In this article, we'll look at why meetings go awry, and suggest seven tips to lead effective meetings.

Why are so many meetings ineffectual?

There are several reasons why meetings fail in their objectives. The most common include:

1. A lack of purpose

Meetings that drag on tend to lack purpose. You haven't set the objectives beforehand.

2. The chair has too much responsibility

If you're chairing a meeting and also responsible for notetaking, ordering refreshments, and making sure the electrical equipment is all functioning correctly, you're probably doing too much.

3. The meeting degenerates into a free-for-all

If your meeting degenerates into a free-for-all, where people speak over each other or splinter into two and three-person cliques, then you haven't set any ground rules beforehand. You may not be using the right people at the right times. Think about asking people to take responsibility for parts of the meeting.

4. Lack of relevance to attendees

If you're running a meeting in which people lose interest and are constantly checking emails, then you've probably got the wrong people there or the content is not relevant to them.

5. No action points and no follow-up

If you come to the end of a meeting and find that there are no action points and no follow-up, then you've started out with an inadequate set of objectives. The meeting may also have lacked direction.

6. Meetings have become boring

If there's a lack of productivity from your meetings and people seem disinterested, you may be suffering from repetition. Mix things up a little. A change of scenery could work wonders, or asking the team to set the agenda.

How to lead effective meetings

Here are seven steps to leading more effective team meetings:

1. Meet only if needed

Is it really needed to get together? Could there be a less time-consuming method of communication?

2. Make sure only the people who need to be there are invited

Ensure that the people in the meeting will have something to contribute, because they are needed.

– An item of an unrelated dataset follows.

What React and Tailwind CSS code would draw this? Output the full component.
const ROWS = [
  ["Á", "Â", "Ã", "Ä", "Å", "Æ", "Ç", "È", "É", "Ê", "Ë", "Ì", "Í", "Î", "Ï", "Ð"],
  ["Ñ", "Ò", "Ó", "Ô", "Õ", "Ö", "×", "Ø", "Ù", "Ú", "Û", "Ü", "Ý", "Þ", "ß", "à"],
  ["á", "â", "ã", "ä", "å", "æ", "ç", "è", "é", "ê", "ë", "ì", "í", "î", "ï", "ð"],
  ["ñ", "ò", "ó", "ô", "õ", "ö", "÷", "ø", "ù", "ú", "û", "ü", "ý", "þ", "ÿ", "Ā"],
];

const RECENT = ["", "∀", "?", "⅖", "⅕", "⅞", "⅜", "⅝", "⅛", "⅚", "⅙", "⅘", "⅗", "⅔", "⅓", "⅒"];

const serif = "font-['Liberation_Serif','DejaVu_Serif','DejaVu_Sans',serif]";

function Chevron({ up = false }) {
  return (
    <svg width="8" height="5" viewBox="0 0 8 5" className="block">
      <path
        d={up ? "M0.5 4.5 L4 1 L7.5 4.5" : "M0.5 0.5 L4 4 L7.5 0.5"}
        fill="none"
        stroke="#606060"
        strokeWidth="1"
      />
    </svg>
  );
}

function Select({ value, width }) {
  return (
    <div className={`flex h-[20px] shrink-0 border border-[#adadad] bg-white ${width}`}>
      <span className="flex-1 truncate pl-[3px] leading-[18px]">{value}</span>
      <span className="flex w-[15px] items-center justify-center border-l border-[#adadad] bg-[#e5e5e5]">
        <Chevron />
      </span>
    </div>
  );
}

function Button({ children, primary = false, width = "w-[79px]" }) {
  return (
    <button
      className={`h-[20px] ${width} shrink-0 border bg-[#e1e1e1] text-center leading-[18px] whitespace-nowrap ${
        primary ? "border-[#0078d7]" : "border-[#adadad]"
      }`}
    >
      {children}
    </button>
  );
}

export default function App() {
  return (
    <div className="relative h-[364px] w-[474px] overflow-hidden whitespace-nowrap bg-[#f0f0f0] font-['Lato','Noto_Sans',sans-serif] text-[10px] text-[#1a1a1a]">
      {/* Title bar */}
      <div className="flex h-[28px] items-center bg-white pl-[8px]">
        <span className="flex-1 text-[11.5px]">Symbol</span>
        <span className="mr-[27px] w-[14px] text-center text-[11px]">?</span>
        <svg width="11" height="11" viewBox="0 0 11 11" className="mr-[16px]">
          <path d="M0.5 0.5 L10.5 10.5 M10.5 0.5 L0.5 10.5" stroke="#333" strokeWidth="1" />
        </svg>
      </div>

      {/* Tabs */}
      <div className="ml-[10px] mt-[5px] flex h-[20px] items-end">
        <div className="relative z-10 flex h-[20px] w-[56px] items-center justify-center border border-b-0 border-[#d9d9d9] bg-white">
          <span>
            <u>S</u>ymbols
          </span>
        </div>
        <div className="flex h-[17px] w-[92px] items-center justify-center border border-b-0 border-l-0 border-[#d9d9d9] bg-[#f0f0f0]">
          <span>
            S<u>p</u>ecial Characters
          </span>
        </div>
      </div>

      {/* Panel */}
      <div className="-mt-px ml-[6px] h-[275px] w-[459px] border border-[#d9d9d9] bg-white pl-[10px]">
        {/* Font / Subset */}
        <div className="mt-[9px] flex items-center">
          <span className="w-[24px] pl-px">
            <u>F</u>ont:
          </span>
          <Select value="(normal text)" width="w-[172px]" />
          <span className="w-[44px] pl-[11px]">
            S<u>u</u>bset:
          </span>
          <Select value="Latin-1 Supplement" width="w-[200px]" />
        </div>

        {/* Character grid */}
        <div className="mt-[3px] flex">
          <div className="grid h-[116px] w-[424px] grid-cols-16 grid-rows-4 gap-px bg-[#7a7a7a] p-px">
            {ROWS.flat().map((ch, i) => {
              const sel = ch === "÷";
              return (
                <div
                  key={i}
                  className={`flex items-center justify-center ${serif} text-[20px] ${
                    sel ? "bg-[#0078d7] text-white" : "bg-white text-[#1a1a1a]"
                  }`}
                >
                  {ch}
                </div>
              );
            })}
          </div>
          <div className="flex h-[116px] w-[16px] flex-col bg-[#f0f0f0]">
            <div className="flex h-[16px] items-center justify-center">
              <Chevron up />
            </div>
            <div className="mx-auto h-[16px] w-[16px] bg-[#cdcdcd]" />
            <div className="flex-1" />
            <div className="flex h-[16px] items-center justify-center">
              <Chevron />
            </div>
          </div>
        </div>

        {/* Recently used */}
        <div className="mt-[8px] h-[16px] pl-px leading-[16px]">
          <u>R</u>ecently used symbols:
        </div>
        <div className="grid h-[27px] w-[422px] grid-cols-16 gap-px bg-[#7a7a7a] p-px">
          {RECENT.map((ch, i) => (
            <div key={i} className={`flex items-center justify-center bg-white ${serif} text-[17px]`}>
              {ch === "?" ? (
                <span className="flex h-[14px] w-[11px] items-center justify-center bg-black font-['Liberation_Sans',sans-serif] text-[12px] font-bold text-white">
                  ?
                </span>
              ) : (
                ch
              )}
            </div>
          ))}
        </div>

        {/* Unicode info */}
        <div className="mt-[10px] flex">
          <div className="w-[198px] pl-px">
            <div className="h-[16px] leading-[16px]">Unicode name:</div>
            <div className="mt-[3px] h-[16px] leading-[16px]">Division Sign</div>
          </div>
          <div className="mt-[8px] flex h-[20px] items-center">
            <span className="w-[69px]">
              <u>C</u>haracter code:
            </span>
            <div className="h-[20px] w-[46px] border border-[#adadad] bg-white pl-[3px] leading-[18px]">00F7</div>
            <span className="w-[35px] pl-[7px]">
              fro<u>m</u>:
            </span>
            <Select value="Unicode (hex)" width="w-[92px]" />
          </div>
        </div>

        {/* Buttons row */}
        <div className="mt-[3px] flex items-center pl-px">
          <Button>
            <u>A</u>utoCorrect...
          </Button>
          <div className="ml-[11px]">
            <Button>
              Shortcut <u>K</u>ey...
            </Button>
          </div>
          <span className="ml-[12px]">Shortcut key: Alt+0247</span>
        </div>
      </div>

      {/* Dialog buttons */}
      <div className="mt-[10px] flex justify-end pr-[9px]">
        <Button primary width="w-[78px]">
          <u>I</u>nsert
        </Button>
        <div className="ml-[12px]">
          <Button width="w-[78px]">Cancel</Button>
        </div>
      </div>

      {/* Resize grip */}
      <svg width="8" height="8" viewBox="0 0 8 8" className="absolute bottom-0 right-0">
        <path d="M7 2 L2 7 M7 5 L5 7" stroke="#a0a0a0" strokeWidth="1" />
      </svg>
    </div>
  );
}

Ensure that the content is relevant.

3. Be clear about expected outcomes

Let attendees know what you (and others) should expect to get from the meeting.

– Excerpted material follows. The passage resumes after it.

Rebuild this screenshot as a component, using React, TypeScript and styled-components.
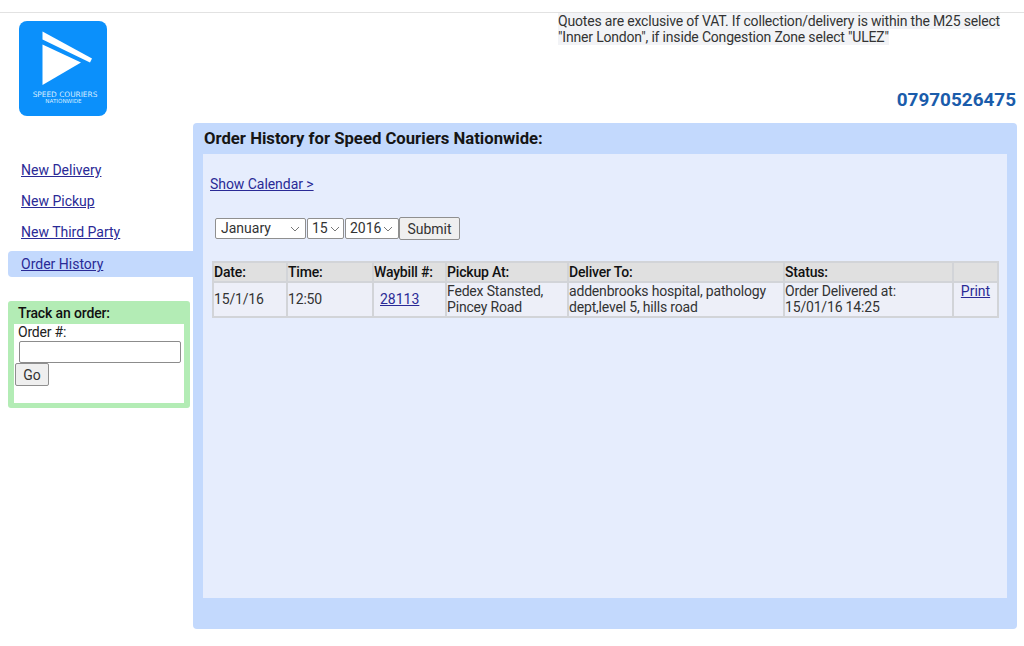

4. Make action points the focus

Ensure that action points can be taken on-board. People hate to leave meetings with nothing to do, so before the meeting ends, make sure you run through what is now expected of everyone.

5. Make action points readily accessible and monitor them

Set up an Intranet page where meeting attendees can review their action points and update progress to date.

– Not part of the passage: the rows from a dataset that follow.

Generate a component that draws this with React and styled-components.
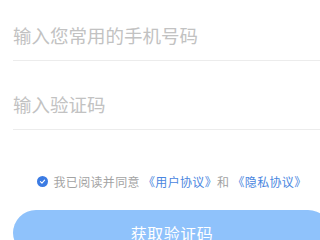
import React from 'react';
import styled, { createGlobalStyle } from 'styled-components';

const GlobalStyle = createGlobalStyle`
	html, body {
		margin: 0;
		padding: 0;
		background: #fff;
		overflow: hidden;
	}
	body {
		font-family: "Noto Sans CJK SC", "Noto Sans", sans-serif;
	}
`;

const Page = styled.div`
	width: 344px;
	padding: 0 13px;
	box-sizing: border-box;
`;

const Field = styled.div`
	display: flex;
	align-items: center;
	height: 50px;
	padding-top: ${props => props.$top}px;
	border-bottom: 1px solid #ececec;
`;

const Input = styled.input`
	flex: 1;
	border: none;
	outline: none;
	padding: 0;
	background: transparent;
	font-family: inherit;
	font-size: 18.5px;
	color: #333;

	&::placeholder {
		color: #c2c2c2;
	}
`;

const Agreement = styled.div`
	display: flex;
	align-items: center;
	justify-content: center;
	gap: 5px;
	height: 20px;
	margin-top: 41px;
	font-size: 12px;
	letter-spacing: 0.35px;
	color: #a3a3a3;
	white-space: nowrap;
`;

const Check = styled.span`
	display: inline-flex;
	align-items: center;
	justify-content: center;
	width: 11px;
	height: 11px;
	border-radius: 50%;
	background: #3b7be3;
`;

const Link = styled.span`
	color: #4a86e0;
`;

const Button = styled.button`
	display: block;
	width: 100%;
	height: 46px;
	margin-top: 19px;
	border: none;
	border-radius: 23px;
	background: #8fc2fb;
	color: #fff;
	font-family: inherit;
	font-size: 16px;
	letter-spacing: 0.5px;
`;

export default function App() {
	return (
		<>
			<GlobalStyle />
			<Page>
				<Field $top={10}>
					<Input placeholder="输入您常用的手机号码" />
				</Field>
				<Field $top={18}>
					<Input placeholder="输入验证码" />
				</Field>
				<Agreement>
					<Check>
						<svg width="7" height="7" viewBox="0 0 10 10">
							<path d="M2 5.2 L4.2 7.3 L8 3" fill="none" stroke="#fff" strokeWidth="1.6" strokeLinecap="round" strokeLinejoin="round" />
						</svg>
					</Check>
					<span>
						我已阅读并同意 <Link>《用户协议》</Link>和 <Link>《隐私协议》</Link>
					</span>
				</Agreement>
				<Button>获取验证码</Button>
			</Page>
		</>
	);
}
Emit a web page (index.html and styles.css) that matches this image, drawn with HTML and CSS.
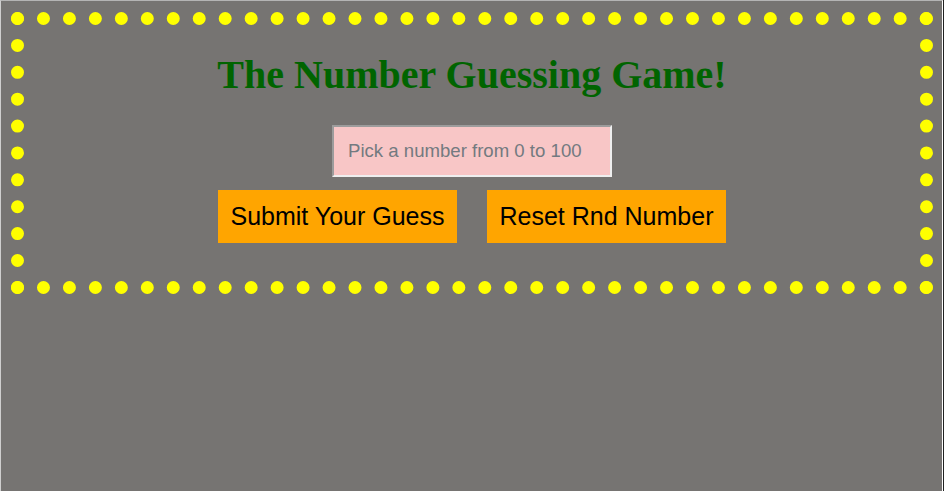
FILE: index.html
```html
<!DOCTYPE html>
<html>
<head>
<meta charset="utf-8">
<title>The Number Guessing Game</title>
<link rel="stylesheet" href="styles.css">
</head>
<body>
<div class="frame">
  <div class="game">
    <h1 class="title">The Number Guessing Game!</h1>
    <input class="guess" type="text" placeholder="Pick a number from 0 to 100">
    <div class="actions">
      <button class="btn">Submit Your Guess</button>
      <button class="btn">Reset Rnd Number</button>
    </div>
  </div>
</div>
</body>
</html>
```

FILE: styles.css
```css
html {
  background: #222222;
  height: 100%;
}
body {
  margin: 0;
  height: 100%;
  overflow: hidden;
}
.frame {
  box-sizing: border-box;
  width: 943px;
  height: 491px;
  background: #767472;
  border-top: 1px solid #b4b4b4;
  border-left: 1px solid #cfcfcf;
  border-right: 1px solid #ffffff;
  padding: 11px 8px 0 10px;
}
.game {
  box-sizing: border-box;
  width: 922px;
  height: 282px;
  border: 13px dotted #ffff00;
  padding-top: 27px;
  display: flex;
  flex-direction: column;
  align-items: center;
}
.title {
  margin: 0;
  font-family: "Liberation Serif", "Times New Roman", serif;
  font-weight: bold;
  font-size: 40px;
  line-height: 46px;
  color: #006400;
}
.guess {
  box-sizing: border-box;
  margin-top: 27px;
  width: 280px;
  height: 52px;
  border-style: solid;
  border-width: 2px;
  border-color: #9c9c9c #efefef #efefef #9c9c9c;
  background: #f8c6c6;
  padding: 0 14px;
  font-family: "Liberation Sans", Arial, sans-serif;
  font-size: 18.6px;
  color: #333;
  outline: none;
}
.guess::placeholder {
  color: #737a80;
}
.actions {
  margin-top: 13px;
  display: flex;
  gap: 30px;
}
.btn {
  box-sizing: border-box;
  width: 239px;
  height: 53px;
  border: none;
  background: #ffa500;
  color: #000;
  font-family: "Liberation Sans", Arial, sans-serif;
  font-size: 25px;
  padding: 0;
}
```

6. Don't break your promises

Holding others to account begins with holding yourself to account. Make sure you keep up your end of the bargain, or others will neglect their obligations.

7. Halve the number of meetings you attend

Review your diary weekly, and free up time to do other things by nixing meetings that are not relevant to you.

Do your meetings achieve their objectives? Are they open and honest, and encourage people to take part? Do people walk away knowing what their next steps are?